One disadvantage of using the pairwise.t.test command is that it finds all pairwise comparisons, whereas because our levels have an ordering only two are of interest.

Holm’s Method

Holm, S. (1979). A simple sequentially rejective multiple test procedure. Scandinavian Journal of Statistics. 6 (2): 65–70. describes a method to adjust p values specifically for the case of pairwise comparisons. It is implemented in R in

pairwise.t.test(mothers$Length, mothers$Status) 
## 
##  Pairwise comparisons using t tests with pooled SD 
## 
## data:  mothers$Length and mothers$Status 
## 
##                 Drug Free First Trimester
## First Trimester 0.08404   -              
## Throughout      0.00013   0.14512        
## 
## P value adjustment method: holm

Tukey’s HSD Method

Tukey’s HSD (honest significant difference) test is based on the studentized range:

\[q=\frac{\max_{i,j}\{|\bar{y}_{i.}-\bar{y}_{j.}|\}}{s/\sqrt{n}}\]

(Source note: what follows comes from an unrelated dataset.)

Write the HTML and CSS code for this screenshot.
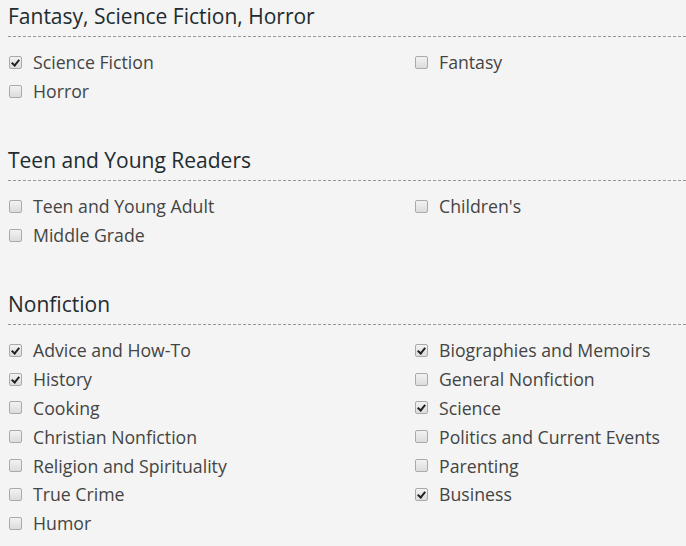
FILE: index.html
```html
<!DOCTYPE html>
<html>
<head>
<meta charset="utf-8">
<link rel="stylesheet" href="styles.css">
</head>
<body>
<div class="page">
  <section class="group">
    <h2 class="group-title">Fantasy, Science Fiction, Horror</h2>
    <div class="options">
      <label class="opt"><span class="box checked"></span>Science Fiction</label>
      <label class="opt"><span class="box"></span>Fantasy</label>
      <label class="opt"><span class="box"></span>Horror</label>
    </div>
  </section>
  <section class="group">
    <h2 class="group-title">Teen and Young Readers</h2>
    <div class="options">
      <label class="opt"><span class="box"></span>Teen and Young Adult</label>
      <label class="opt"><span class="box"></span>Children's</label>
      <label class="opt"><span class="box"></span>Middle Grade</label>
    </div>
  </section>
  <section class="group last">
    <h2 class="group-title">Nonfiction</h2>
    <div class="options">
      <label class="opt"><span class="box checked"></span>Advice and How-To</label>
      <label class="opt"><span class="box checked"></span>Biographies and Memoirs</label>
      <label class="opt"><span class="box checked"></span>History</label>
      <label class="opt"><span class="box"></span>General Nonfiction</label>
      <label class="opt"><span class="box"></span>Cooking</label>
      <label class="opt"><span class="box checked"></span>Science</label>
      <label class="opt"><span class="box"></span>Christian Nonfiction</label>
      <label class="opt"><span class="box"></span>Politics and Current Events</label>
      <label class="opt"><span class="box"></span>Religion and Spirituality</label>
      <label class="opt"><span class="box"></span>Parenting</label>
      <label class="opt"><span class="box"></span>True Crime</label>
      <label class="opt"><span class="box checked"></span>Business</label>
      <label class="opt"><span class="box"></span>Humor</label>
    </div>
  </section>
</div>
</body>
</html>
```
FILE: styles.css
```css
html, body {
  margin: 0;
  padding: 0;
  background: #f3f4f3;
}
body {
  font-family: "Open Sans", sans-serif;
  color: #444;
}
.page {
  padding: 0 0 0 8px;
}
.group {
  height: 144px;
}
.group.last {
  height: auto;
}
.group-title {
  margin: 0;
  padding-top: 2px;
  height: 34px;
  line-height: 28px;
  font-size: 21px;
  font-weight: 400;
  color: #222b30;
  border-bottom: 1px dashed #999;
}
.options {
  display: grid;
  grid-template-columns: 406px 1fr;
  padding-top: 11px;
}
.opt {
  display: flex;
  align-items: center;
  height: 28.8px;
  font-size: 17.7px;
  line-height: 28px;
  color: #444;
  white-space: nowrap;
}
.box {
  width: 11px;
  height: 11px;
  border: 1px solid #aaa;
  border-radius: 2px;
  background: linear-gradient(#f2f2f2, #dcdcdc);
  margin: 0 11px 0 1px;
  position: relative;
  flex: none;
}
.box.checked::after {
  content: "";
  position: absolute;
  left: 3px;
  top: 1px;
  width: 3px;
  height: 6px;
  border: solid #222;
  border-width: 0 2px 2px 0;
  transform: rotate(40deg);
}
```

Under the normal assumption it is possible to derive the distribution of q. This is implemented in

round(TukeyHSD(aov(Length~Status, data=mothers))$Status[,4], 3)
##  First Trimester-Drug Free       Throughout-Drug Free 
##                      0.103                      0.000 
## Throughout-First Trimester 
##                      0.310

and unlike with the other methods neither difference between Drug Free and First Trimester nor between First Trimester and Throughout is statistically significant, although Drug Free and First Trimester is close.

Other Methods

There are many other methods that have been developed such as Newman-Keuls multiple range test, Duncan’s range test and others

Suggested Method

Many studies have been done to investigate these methods. The general conclusion is that Tukey’s HSD test provides a good performance in most cases, and is therefore the recommended method.